--- start ---

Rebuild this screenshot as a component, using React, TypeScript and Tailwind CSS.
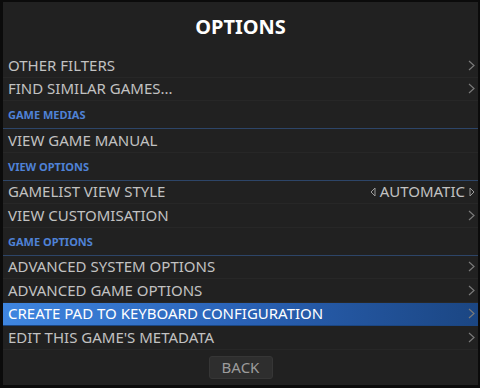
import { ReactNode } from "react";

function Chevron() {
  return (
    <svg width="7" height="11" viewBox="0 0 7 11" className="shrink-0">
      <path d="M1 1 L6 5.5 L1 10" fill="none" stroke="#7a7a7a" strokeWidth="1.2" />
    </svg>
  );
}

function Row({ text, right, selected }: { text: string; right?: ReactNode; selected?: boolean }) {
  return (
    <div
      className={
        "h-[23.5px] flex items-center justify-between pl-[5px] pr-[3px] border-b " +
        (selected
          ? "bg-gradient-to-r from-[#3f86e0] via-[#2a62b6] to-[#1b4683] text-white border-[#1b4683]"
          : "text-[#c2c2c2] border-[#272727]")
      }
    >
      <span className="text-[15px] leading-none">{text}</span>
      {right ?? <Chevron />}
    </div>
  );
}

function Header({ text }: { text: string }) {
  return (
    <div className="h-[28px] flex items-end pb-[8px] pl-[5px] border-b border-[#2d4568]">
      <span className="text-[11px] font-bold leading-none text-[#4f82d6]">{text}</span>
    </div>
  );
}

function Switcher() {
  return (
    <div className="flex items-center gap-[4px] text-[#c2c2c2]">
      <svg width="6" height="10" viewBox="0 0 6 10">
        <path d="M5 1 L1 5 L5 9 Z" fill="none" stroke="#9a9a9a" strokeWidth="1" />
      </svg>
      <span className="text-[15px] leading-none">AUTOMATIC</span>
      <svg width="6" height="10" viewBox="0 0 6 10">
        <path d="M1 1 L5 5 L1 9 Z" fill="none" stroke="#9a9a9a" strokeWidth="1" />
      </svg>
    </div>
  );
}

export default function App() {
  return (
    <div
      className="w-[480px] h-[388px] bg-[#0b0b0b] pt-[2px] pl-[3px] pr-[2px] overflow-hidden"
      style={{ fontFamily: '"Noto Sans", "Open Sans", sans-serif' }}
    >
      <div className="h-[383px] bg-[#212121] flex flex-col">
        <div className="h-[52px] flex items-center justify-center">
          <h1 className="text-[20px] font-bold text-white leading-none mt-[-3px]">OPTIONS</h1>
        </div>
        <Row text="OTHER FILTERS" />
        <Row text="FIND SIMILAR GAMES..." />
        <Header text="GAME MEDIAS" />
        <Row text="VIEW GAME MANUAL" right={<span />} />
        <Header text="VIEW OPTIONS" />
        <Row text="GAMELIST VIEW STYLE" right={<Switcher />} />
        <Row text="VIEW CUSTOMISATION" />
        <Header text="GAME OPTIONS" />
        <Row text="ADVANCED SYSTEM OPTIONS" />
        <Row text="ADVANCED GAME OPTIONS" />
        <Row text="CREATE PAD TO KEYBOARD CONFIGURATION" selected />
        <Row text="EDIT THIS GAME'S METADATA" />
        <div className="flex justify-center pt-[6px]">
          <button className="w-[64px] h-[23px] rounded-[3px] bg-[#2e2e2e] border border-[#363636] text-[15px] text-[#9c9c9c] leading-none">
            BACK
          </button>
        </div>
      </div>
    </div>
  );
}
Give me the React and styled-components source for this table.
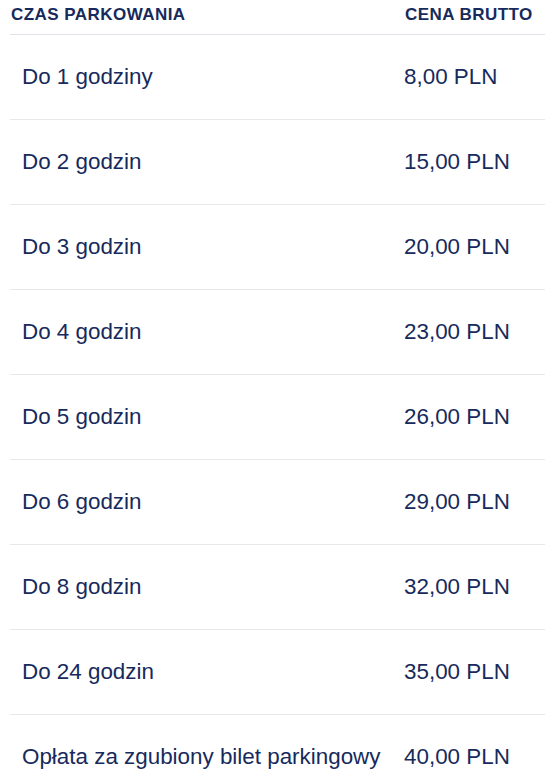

--- end ---

OBJECTIVE: Write the material out again exactly as it appears, dropping the pictures.

ANSWER TO THE PROBLEM:
Rebuild this screenshot as a component, using React, TypeScript and Tailwind CSS.
import { ReactNode } from "react";

function Chevron() {
  return (
    <svg width="7" height="11" viewBox="0 0 7 11" className="shrink-0">
      <path d="M1 1 L6 5.5 L1 10" fill="none" stroke="#7a7a7a" strokeWidth="1.2" />
    </svg>
  );
}

function Row({ text, right, selected }: { text: string; right?: ReactNode; selected?: boolean }) {
  return (
    <div
      className={
        "h-[23.5px] flex items-center justify-between pl-[5px] pr-[3px] border-b " +
        (selected
          ? "bg-gradient-to-r from-[#3f86e0] via-[#2a62b6] to-[#1b4683] text-white border-[#1b4683]"
          : "text-[#c2c2c2] border-[#272727]")
      }
    >
      <span className="text-[15px] leading-none">{text}</span>
      {right ?? <Chevron />}
    </div>
  );
}

function Header({ text }: { text: string }) {
  return (
    <div className="h-[28px] flex items-end pb-[8px] pl-[5px] border-b border-[#2d4568]">
      <span className="text-[11px] font-bold leading-none text-[#4f82d6]">{text}</span>
    </div>
  );
}

function Switcher() {
  return (
    <div className="flex items-center gap-[4px] text-[#c2c2c2]">
      <svg width="6" height="10" viewBox="0 0 6 10">
        <path d="M5 1 L1 5 L5 9 Z" fill="none" stroke="#9a9a9a" strokeWidth="1" />
      </svg>
      <span className="text-[15px] leading-none">AUTOMATIC</span>
      <svg width="6" height="10" viewBox="0 0 6 10">
        <path d="M1 1 L5 5 L1 9 Z" fill="none" stroke="#9a9a9a" strokeWidth="1" />
      </svg>
    </div>
  );
}

export default function App() {
  return (
    <div
      className="w-[480px] h-[388px] bg-[#0b0b0b] pt-[2px] pl-[3px] pr-[2px] overflow-hidden"
      style={{ fontFamily: '"Noto Sans", "Open Sans", sans-serif' }}
    >
      <div className="h-[383px] bg-[#212121] flex flex-col">
        <div className="h-[52px] flex items-center justify-center">
          <h1 className="text-[20px] font-bold text-white leading-none mt-[-3px]">OPTIONS</h1>
        </div>
        <Row text="OTHER FILTERS" />
        <Row text="FIND SIMILAR GAMES..." />
        <Header text="GAME MEDIAS" />
        <Row text="VIEW GAME MANUAL" right={<span />} />
        <Header text="VIEW OPTIONS" />
        <Row text="GAMELIST VIEW STYLE" right={<Switcher />} />
        <Row text="VIEW CUSTOMISATION" />
        <Header text="GAME OPTIONS" />
        <Row text="ADVANCED SYSTEM OPTIONS" />
        <Row text="ADVANCED GAME OPTIONS" />
        <Row text="CREATE PAD TO KEYBOARD CONFIGURATION" selected />
        <Row text="EDIT THIS GAME'S METADATA" />
        <div className="flex justify-center pt-[6px]">
          <button className="w-[64px] h-[23px] rounded-[3px] bg-[#2e2e2e] border border-[#363636] text-[15px] text-[#9c9c9c] leading-none">
            BACK
          </button>
        </div>
      </div>
    </div>
  );
}
Give me the React and styled-components source for this table.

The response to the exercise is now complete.